Houston’s Housing Slowdown Is Significant But Temporary

“Slowdown is the right word. It is not a bubble or a crash. I think it was time for the housing market to take a breather,” stated Raymond Campbell of Houston Home Buyers, a company that operates as home buyers in Houston. “A number of important factors have led to this slowdown but the years-long price appreciation of houses seems to have out-paced income growth. It is simple math – fewer people can afford these higher priced homes. In addition, the inventory of lower priced existing homes for sale has been at or near historic lows for several years. And the rising mortgage rates have made home purchases more expensive,” he commented.

Real estate observers say that home sellers are over estimating the values of their Houston homes. There seems to be a disconnect between seller expectations and the prices house buyers are willing to pay. Some real estate professionals have mentioned the hangover effects of Hurricane Harvey fifteen months ago. Many of the homes damaged during that event are now coming on the market as distressed sales and that is having some impact on prices.

A few year-to-year numbers help clarify the slowdown in Houston’s housing prices. There was a 10 percent price appreciation in the second quarter of 2017. In the third quarter of 2018 that number had fallen to 3.5 percent. This 3.5 percent price appreciation represents the lowest level of price growth in four years.

Inventory levels for homes for sale recently edged up to a 3.9 month supply in December 2018 according to the Houston Association of Realtors. A six month supply is considered “normal.”

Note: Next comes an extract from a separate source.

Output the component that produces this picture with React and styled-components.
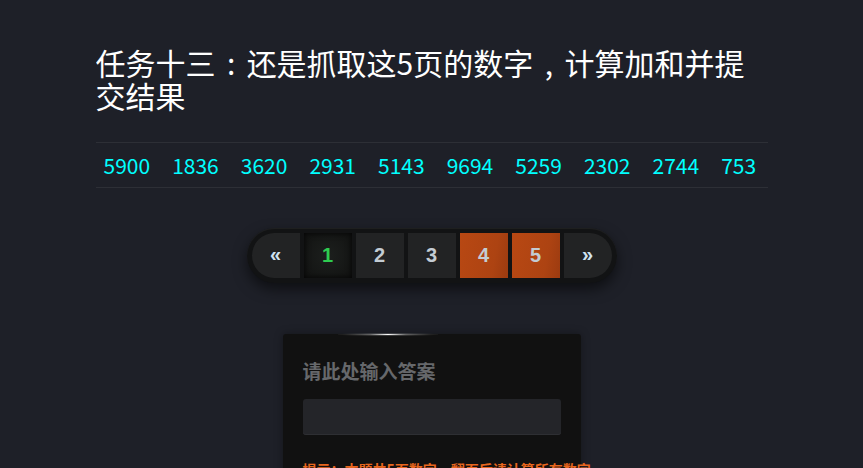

Used and new home buyers in Houston are facing rising mortgage rates. When interest rates are higher it leads to a corresponding increase in taxes and insurance. These cost increases are also putting a damper on demand.

However, the engine driving the real estate market in Houston is job growth and this engine is still strong. People arriving in Houston need a place to live and the home builders simply cannot keep up with demand for new homes priced at or below the median home price of $235,000. Home prices will continue their march upward and this slowdown is temporary.